Our study has a few limitations that needs consideration. First, this is a prospective non-randomized study with limited sample size. Second, in spite of the prolonged fluoroscopy exposure, circulating blood cells may have a variable radiation exposure which can impact DNA migration on comet assay. Third, other confounding factors that could impact our results by potentially causing DNA damage and limit the ability for repair include medications, diagnostic testing, endogenous infections and poor nutritional status. Fourth, there is inter-individual variability in DNA migration with the comet assay which is unique for that individual. Fifth, these results do not apply for patients undergoing multiple EP procedures, where cumulative radiation exposure may impact DNA damage. Sixth, we did not assess other described methods such as comet head and tail intensity and tail movement for estimating DNA damage but overall, comet length is a widely-accepted method of estimating DNA damage.
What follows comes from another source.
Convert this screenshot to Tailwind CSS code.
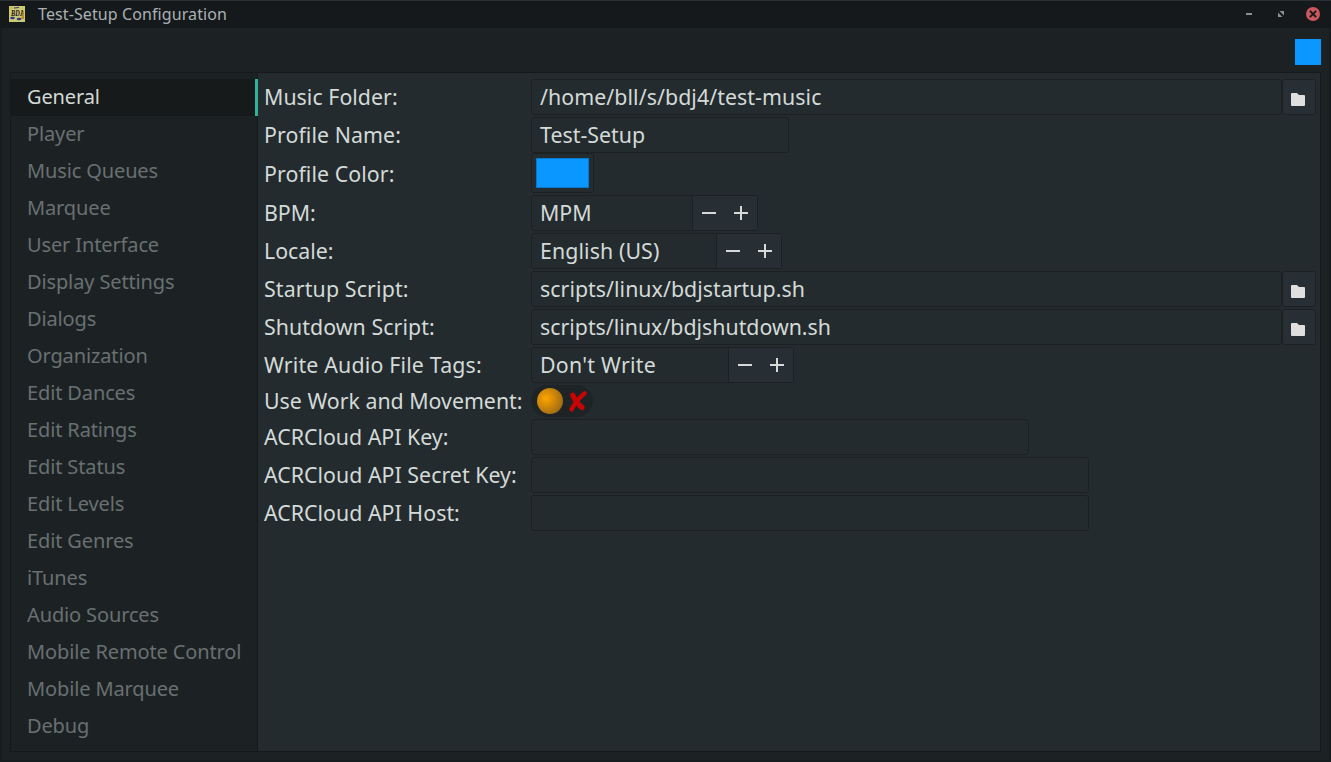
<!DOCTYPE html>
<html lang="en">
<head>
<meta charset="utf-8">
<title>Test-Setup Configuration</title>
<script src="https://cdn.jsdelivr.net/npm/@tailwindcss/browser@4"></script>
</head>
<body class="w-[1331px] h-[762px] overflow-hidden bg-[#1c2224] font-['Noto_Sans',sans-serif]">
<svg class="hidden">
  <symbol id="folder" viewBox="0 0 14 13"><path fill="#dfdfdf" d="M1 0h5l2 2h5q1 0 1 1v9q0 1-1 1H1q-1 0-1-1V1q0-1 1-1z"/></symbol>
  <symbol id="minus" viewBox="0 0 14 14"><path fill="#d3dad8" d="M0 6h14v2H0z"/></symbol>
  <symbol id="plus" viewBox="0 0 14 14"><path fill="#d3dad8" d="M0 6h6V0h2v6h6v2H8v6H6V8H0z"/></symbol>
</svg>
<div class="flex h-full flex-col border-x-2 border-b-2 border-[#171c1e]">
  <header class="-mx-[2px] flex h-7 shrink-0 items-center border-t border-[#2a3033] bg-[#15191b] pb-px pl-[9px] pr-[11px]">
    <svg class="size-4 overflow-visible" viewBox="0 0 16 16">
      <rect width="16" height="16" fill="#c8cb72"/>
      <path d="M1 1h3v2H1z" fill="#d9b84a"/>
      <path d="M5 2l5-.5M14 10v3" stroke="#34368c" stroke-width="1.200" fill="none"/>
      <path d="M13 5h2v8h-3v-2h1z" fill="#c08a2c"/>
      <ellipse cx="3.500" cy="12" rx="2.300" ry="1.200" fill="#34368c"/>
      <ellipse cx="10" cy="13" rx="2.300" ry="1.200" fill="#34368c"/>
      <text x="2" y="10" font-family="Liberation Serif" font-size="8.500" font-weight="bold" font-style="italic" textLength="12" lengthAdjust="spacingAndGlyphs" fill="#2b0d14">BDJ</text>
    </svg>
    <span class="ml-[13px] text-[16px] leading-[26px] tracking-[0.1px] text-[#aab1b4]">Test-Setup Configuration</span>
    <div class="ml-auto flex items-center">
      <svg class="h-[2px] w-[6px]" viewBox="0 0 6 2"><path fill="#8b9092" d="M0 0h6v2H0z"/></svg>
      <svg class="ml-[26px] size-[6px]" viewBox="0 0 6 6"><path fill="#8b9092" d="M1.500 0H6v4.500zM0 1.500L4.500 6H0z"/></svg>
      <svg class="ml-[22px] size-[14px]" viewBox="0 0 14 14"><circle cx="7" cy="7" r="7" fill="#cc575d"/><path d="M4.500 4.500l5 5M9.500 4.500l-5 5" stroke="#15191b" stroke-width="1.800" stroke-linecap="square"/></svg>
    </div>
  </header>
  <div class="flex h-11 shrink-0 justify-end pr-2 pt-[11px]"><div class="size-[26px] bg-[#0a97ff]"></div></div>
  <main class="mx-2 flex h-[680px] shrink-0 border border-[#15191b]">
    <nav class="w-[247px] shrink-0 border-r border-[#15191b] pt-[6px] text-[20px] leading-[35px] tracking-[-0.13px] whitespace-nowrap text-[#697071] *:h-[37px] *:pl-4">
      <div class="-mr-px border-r-3 border-[#2eb398] bg-[#161a1a] text-[#d3dad8]">General</div>
      <div>Player</div>
      <div>Music Queues</div>
      <div>Marquee</div>
      <div>User Interface</div>
      <div>Display Settings</div>
      <div>Dialogs</div>
      <div>Organization</div>
      <div>Edit Dances</div>
      <div>Edit Ratings</div>
      <div>Edit Status</div>
      <div>Edit Levels</div>
      <div>Edit Genres</div>
      <div>iTunes</div>
      <div>Audio Sources</div>
      <div>Mobile Remote Control</div>
      <div>Mobile Marquee</div>
      <div>Debug</div>
    </nav>
    <section class="grid flex-1 grid-cols-[267px_1fr] content-start bg-[#242b2e] pl-[6px] pr-1 pt-[6px] text-[21.333px] leading-[36px] whitespace-nowrap text-[#d3dad8]">
      <div class="h-[38px] tracking-[0.04px]">Music Folder:</div>
      <div class="flex h-9">
        <div class="w-[751px] rounded-[3px] border border-[#1b2123] pl-2 leading-[34px] tracking-[0.07px]">/home/bll/s/bdj4/test-music</div>
        <div class="flex flex-1 items-center justify-center rounded-[3px] border border-[#1b2123] bg-[#272e34]"><svg class="mt-[5px] mr-[2px] h-[13px] w-[14px]"><use href="#folder"/></svg></div>
      </div>
      <div class="h-9 tracking-[0.08px]">Profile Name:</div>
      <div class="h-9 w-[258px] rounded-[3px] border border-[#1b2123] pl-2 leading-[34px] tracking-[0.02px]">Test-Setup</div>
      <div class="h-[42px] leading-[42px] tracking-[0.08px]">Profile Color:</div>
      <div class="h-10 w-[63px] rounded-[3px] border border-[#1b2123] bg-[#252c30] p-1"><div class="h-[30px] w-[53px] border border-[#0779cc] bg-[#0a97ff]"></div></div>
      <div class="h-[38px]">BPM:</div>
      <div class="flex h-9 w-[227px] rounded-[3px] border border-[#1b2123] pl-2 leading-[34px]">MPM
        <div class="ml-auto flex w-[65px] items-center gap-[18px] border-l border-[#1b2123] bg-[#272e34] pl-[9px]"><svg class="size-[14px]"><use href="#minus"/></svg><svg class="size-[14px]"><use href="#plus"/></svg></div>
      </div>
      <div class="h-[38px]">Locale:</div>
      <div class="flex h-9 w-[251px] rounded-[3px] border border-[#1b2123] pl-2 leading-[34px] tracking-[0.1px]">English (US)
        <div class="ml-auto flex w-[65px] items-center gap-[18px] border-l border-[#1b2123] bg-[#272e34] pl-[9px]"><svg class="size-[14px]"><use href="#minus"/></svg><svg class="size-[14px]"><use href="#plus"/></svg></div>
      </div>
      <div class="h-[38px] tracking-[0.14px]">Startup Script:</div>
      <div class="flex h-9">
        <div class="w-[751px] rounded-[3px] border border-[#1b2123] pl-2 leading-[34px] tracking-[0.04px]">scripts/linux/bdjstartup.sh</div>
        <div class="flex flex-1 items-center justify-center rounded-[3px] border border-[#1b2123] bg-[#272e34]"><svg class="mt-[5px] mr-[2px] h-[13px] w-[14px]"><use href="#folder"/></svg></div>
      </div>
      <div class="h-[38px] tracking-[0.07px]">Shutdown Script:</div>
      <div class="flex h-9">
        <div class="w-[751px] rounded-[3px] border border-[#1b2123] pl-2 leading-[34px]">scripts/linux/bdjshutdown.sh</div>
        <div class="flex flex-1 items-center justify-center rounded-[3px] border border-[#1b2123] bg-[#272e34]"><svg class="mt-[5px] mr-[2px] h-[13px] w-[14px]"><use href="#folder"/></svg></div>
      </div>
      <div class="h-[38px] tracking-[0.18px]">Write Audio File Tags:</div>
      <div class="flex h-9 w-[263px] rounded-[3px] border border-[#1b2123] pl-2 leading-[34px] tracking-[0.27px]">Don't Write
        <div class="ml-auto flex w-[65px] items-center gap-[18px] border-l border-[#1b2123] bg-[#272e34] pl-[9px]"><svg class="size-[14px]"><use href="#minus"/></svg><svg class="size-[14px]"><use href="#plus"/></svg></div>
      </div>
      <div class="h-[34px] leading-[32px]">Use Work and Movement:</div>
      <div class="flex h-8 w-[62px] items-center rounded-full bg-[#1e2426] pl-[5.500px]">
        <div class="size-[26.500px] rounded-full bg-[radial-gradient(circle_at_35%_40%,#ffa500_0%,#80581a_100%)]"></div>
        <svg class="mt-px ml-[6px] h-[21px] w-[18px]" viewBox="0 0 18 21"><path fill="none" stroke="#c80404" stroke-linecap="round" stroke-width="5.200" d="M3.800 4.200q3 7 9.200 12.300"/><path fill="none" stroke="#c80404" stroke-linecap="round" stroke-width="4.400" d="M15.500 2.400Q8 8.500 2.500 18.300"/></svg>
      </div>
      <div class="h-[38px]">ACRCloud API Key:</div>
      <div class="h-9 w-[498px] rounded-[3px] border border-[#1b2123]"></div>
      <div class="h-[38px] tracking-[0.03px]">ACRCloud API Secret Key:</div>
      <div class="h-9 w-[558px] rounded-[3px] border border-[#1b2123]"></div>
      <div class="h-[38px] tracking-[0.03px]">ACRCloud API Host:</div>
      <div class="h-9 w-[558px] rounded-[3px] border border-[#1b2123]"></div>
    </section>
  </main>
</div>
</body>
</html>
Finally, the differences in DNA damage in the AF ablation group cannot rule out the possibility of non – fluoroscopy related damage from the ablation itself, prior cardioversions and antiarrhythmic medications. However, currently there is a lack of data regarding the impact of local ablation on systemic DNA damage, especially in circulating eukaryotic cells as measured by the venous comet assay. Local cardiac comet assay measurements may shed further light into this issue. Despite, the limitations our pilot study provides valuable insights on the effect of prolonged radiation on direct DNA damage in patients undergoing CRT implantation and AF ablation and the continued need for radiation hygiene and protection. Further large prospective studies are warranted to evaluate the impact of this prolonged radiation exposure and ablation procedures on systemic DNA damage in both operators and patients exposed to multiple procedures on long term follow up.

Clinical Implications

It appears that most of the DNA damage in the immediate aftermath of the procedure is self-correcting at 3 months duration in this small group of patients and that there is a lack of permanent damage to the progenitor cells given the relatively short lifespan (few weeks to months) of any individual lymphocyte and monocyte. In the advent of significant DNA damage, some cells continue to persist and undergo mutagenesis resulting in cancer. Even though it is reassuring to see that the impact of fluoroscopy mediated radiation at 3 months it is still very important to minimize the radiation exposure. The ability of the human body to repair/replace cells diminishes with advancing age as it is governed by molecular, biochemical and genetic factors. Hence, these changes can be more profound in older patients undergoing AF ablation and CRT implantation being exposed to radiation exposure, especially those undergoing multiple procedures. Knowledge regarding the extent of DNA damage in patients undergoing electrophysiological procedures is important not only in helping patients make education informed decisions regarding repeat procedures but also the operator to be responsible regarding minimizing radiation exposure. Further studies are required to systematically evaluate the impact of radiation exposure on DNA damage in patients undergoing multiple electrophysiological procedures.


There was a significant increase in DNA damage as detected by comet assay immediately post procedure that resolved at 3 months in patients undergoing AF ablation. Further large prospective studies are warranted to evaluate the impact of this prolonged radiation exposure and DNA damage on long term follow up.